Safe Harbor declared invalid? – Part 1/2

October 9, 2015 at 10:29

The transfer of personal data beyond the borders of the European Union is allowed only when it’s also possible to ensure an adequate level of privacy protection in the data’s destination country. For specific countries, the EU has decided that their local privacy protection law is adequate to ensure that a European level of privacy protection can be fulfilled.

Unlike in Europe, in the USA there is no general law about privacy protection and for this reason the so-called “Safe Harbor arrangement” has been used with the USA for years. Together the EU and the USA have created principles for ensuring adequate privacy protection for personal data that is transferred to the USA.

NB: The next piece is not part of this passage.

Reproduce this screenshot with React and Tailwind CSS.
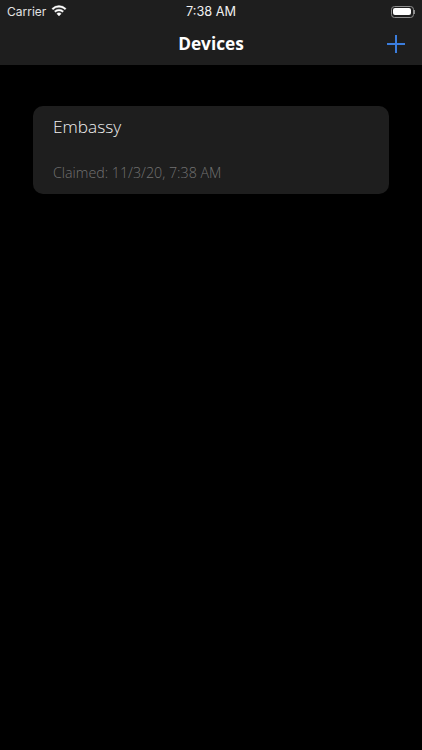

The goal of this arrangement has been to ensure an adequate level of privacy protection in situations where the personal data of European citizens is handled by an US company, in spite of the fact that there is no binding local law.

The Safe Harbor arrangement is based on the idea that the level of privacy protection is adequate if the US company (receiver of data) has publicly committed to complying with the Safe Harbor privacy protection principles that have been approved by the US Department of Commerce and the EU Commission. According to these principles, an organization is obligated, for example, to announce the purpose of data collection and to give the data subjects the right to check and correct their information. In addition, the organization must take the necessary measures to ensure the protection of privacy.

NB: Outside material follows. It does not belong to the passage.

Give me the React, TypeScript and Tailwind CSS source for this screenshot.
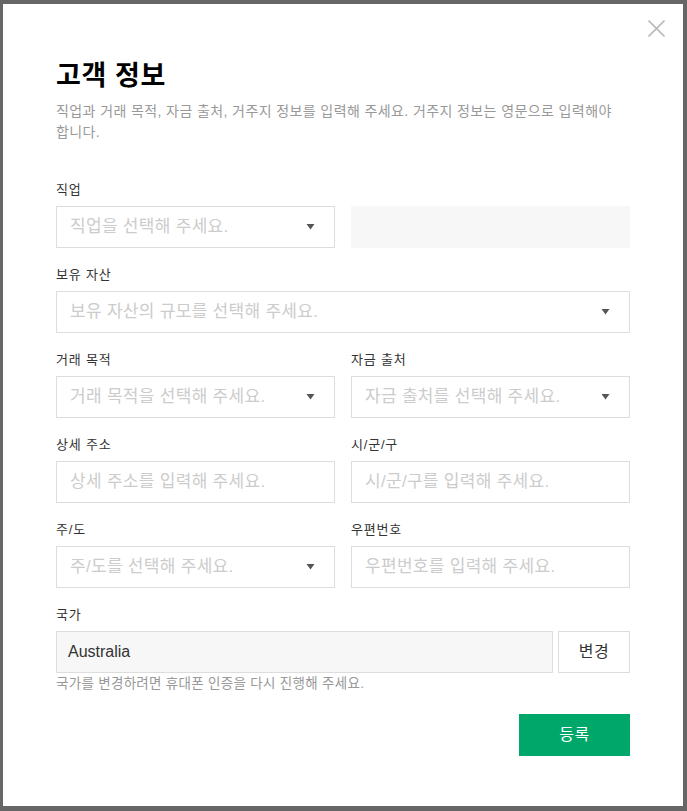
import React from 'react';

const font = { fontFamily: '"Liberation Sans", "Noto Sans CJK KR", sans-serif' };

function Label({ children }: { children: React.ReactNode }) {
  return <div className="text-[13px] leading-[20px] text-[#333] tracking-[0.8px] mb-[6px]">{children}</div>;
}

function Arrow() {
  return (
    <svg width="9" height="6" viewBox="0 0 9 6" className="shrink-0">
      <path d="M0.5 0 L8.5 0 L4.5 5.5 Z" fill="#555" />
    </svg>
  );
}

function Select({ placeholder }: { placeholder: string }) {
  return (
    <div className="h-[42px] border border-[#ddd] bg-white flex items-center justify-between pl-[13px] pr-[19px]">
      <span className="text-[17px] leading-[20px] text-[#ccc] tracking-[0.3px]">{placeholder}</span>
      <Arrow />
    </div>
  );
}

function TextInput({ placeholder }: { placeholder: string }) {
  return (
    <div className="h-[42px] border border-[#ddd] bg-white flex items-center pl-[13px]">
      <span className="text-[17px] leading-[20px] text-[#ccc] tracking-[0.3px]">{placeholder}</span>
    </div>
  );
}

function Field({ label, children }: { label: string; children: React.ReactNode }) {
  return (
    <div className="flex flex-col">
      <Label>{label}</Label>
      {children}
    </div>
  );
}

export default function App() {
  return (
    <div className="min-h-screen w-full bg-[#666] pt-[4px] pl-[3px]" style={font}>
      <div className="relative w-[680px] h-[802px] bg-white px-[53px] pt-[54px]">
        {/* close */}
        <button className="absolute top-[16px] right-[18px] w-[17px] h-[17px]">
          <svg width="17" height="17" viewBox="0 0 17 17">
            <path d="M0.5 0.5 L16.5 16.5 M16.5 0.5 L0.5 16.5" stroke="#bbb" strokeWidth="1.6" />
          </svg>
        </button>

        <h1 className="text-[27px] leading-[36px] font-bold text-black tracking-[0.6px]">고객 정보</h1>
        <p className="mt-[7px] text-[14px] leading-[21px] text-[#999] tracking-[0.4px] break-keep">
          직업과 거래 목적, 자금 출처, 거주지 정보를 입력해 주세요. 거주지 정보는 영문으로 입력해야 합니다.
        </p>

        <div className="mt-[37px] flex flex-col gap-[17px]">
          <div className="grid grid-cols-2 gap-x-[16px]">
            <Field label="직업">
              <Select placeholder="직업을 선택해 주세요." />
            </Field>
            <div className="flex flex-col">
              <div className="h-[20px] mb-[6px]" />
              <div className="h-[42px] bg-[#f7f7f7]" />
            </div>
          </div>

          <Field label="보유 자산">
            <Select placeholder="보유 자산의 규모를 선택해 주세요." />
          </Field>

          <div className="grid grid-cols-2 gap-x-[16px]">
            <Field label="거래 목적">
              <Select placeholder="거래 목적을 선택해 주세요." />
            </Field>
            <Field label="자금 출처">
              <Select placeholder="자금 출처를 선택해 주세요." />
            </Field>
          </div>

          <div className="grid grid-cols-2 gap-x-[16px]">
            <Field label="상세 주소">
              <TextInput placeholder="상세 주소를 입력해 주세요." />
            </Field>
            <Field label="시/군/구">
              <TextInput placeholder="시/군/구를 입력해 주세요." />
            </Field>
          </div>

          <div className="grid grid-cols-2 gap-x-[16px]">
            <Field label="주/도">
              <Select placeholder="주/도를 선택해 주세요." />
            </Field>
            <Field label="우편번호">
              <TextInput placeholder="우편번호를 입력해 주세요." />
            </Field>
          </div>

          <div className="flex flex-col">
            <Label>국가</Label>
            <div className="flex gap-[5px]">
              <div className="flex-1 h-[42px] border border-[#ddd] bg-[#f7f7f7] flex items-center pl-[11px]">
                <span className="text-[16px] leading-[20px] text-[#333]">Australia</span>
              </div>
              <button className="w-[72px] h-[42px] border border-[#ddd] bg-white text-[16px] text-[#333] tracking-[0.5px]">
                변경
              </button>
            </div>
            <div className="mt-[2px] text-[13.5px] leading-[18px] text-[#999] tracking-[0.3px]">
              국가를 변경하려면 휴대폰 인증을 다시 진행해 주세요.
            </div>
          </div>
        </div>

        <div className="mt-[21px] flex justify-end">
          <button className="w-[111px] h-[42px] bg-[#00a76a] text-white text-[16px] tracking-[0.5px]">등록</button>
        </div>
      </div>
    </div>
  );
}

On Tuesday, October 6th, the EU Court of Justice decided that the Safe Harbor agreement between the EU and the USA is invalid. What does this mean and what actually happened?

From the Facebook revolution to revoking the Safe Harbor arrangement

In 2010 Austrian Max Schrems became tired of the way Facebook collected and used its users’ information, and asked Facebook for all the information they had collected on him. The amount of gathered information was enormous – Max received a 1200 page PDF document that consisted of everything he had ever done on Facebook. The document also included information that Schrems had thought he had already deleted.

In 2013, inspired by Edward Snowden’s revelations, Schrems decided to question the entire Safe Harbor arrangement and asked the Irish data protection authority to find out how data was transferred from the company’s servers in Ireland to the USA. From Ireland the case proceeded to the EU Court of Justice.

The decision by the EU Court of Justice [PDF] declares the Safe Harbor arrangement invalid, because it doesn’t sufficiently take into account privacy protection, which is a fundamental right of individuals. The arrangement is considered to provide insufficient protection for the citizens of EU countries, because the US authorities have extensive access to their information. In addition, the decision states that an individual doesn’t have enough ways to access their personal information or to demand the correction or deletion of this information.
 

What is going to change, if anything?

The invalidation of the Safe Harbor arrangement means that the arrangement in this form is no longer a sufficient and acceptable guarantee of the safety of transferred data. It remains to be seen what kind of new regulations will replace the Safe Harbor arrangement, or if the US companies will be prompted to store the data in Europe.

Right now it seems that the decision may have both positive and negative consequences:

  • The annulment of the Safe Harbor arrangement may lead to improved privacy protection for individuals because until now, the arrangement was based on an announcement of compliance with the Safe Harbor principles by US companies, and in practice their fulfillment was very difficult to prove.
  • In addition, the decision may place more administrative and agreement-related burden on companies who transfer data between the EU and the USA.

What will be the position of service providers squeezed between the EU and US law? Is it possible that US authorities could demand access to information on European servers as well? Will companies who operate in the USA receive conflicting demands to turn over data to the authorities in spite of European law?

To this day, the turnover practices haven’t had any clear guidelines. One example is Microsoft, who has already received a decision from an US court to turn over e-mails from a data center located in Ireland. However, Microsoft has opposed the decision and declared that it will not turn over the data.

The practical consequences to privacy protection regulations will become clear later. The forthcoming EU Data Protection Regulation and its more detailed rules will hopefully bring clarity to the permitted models of operation.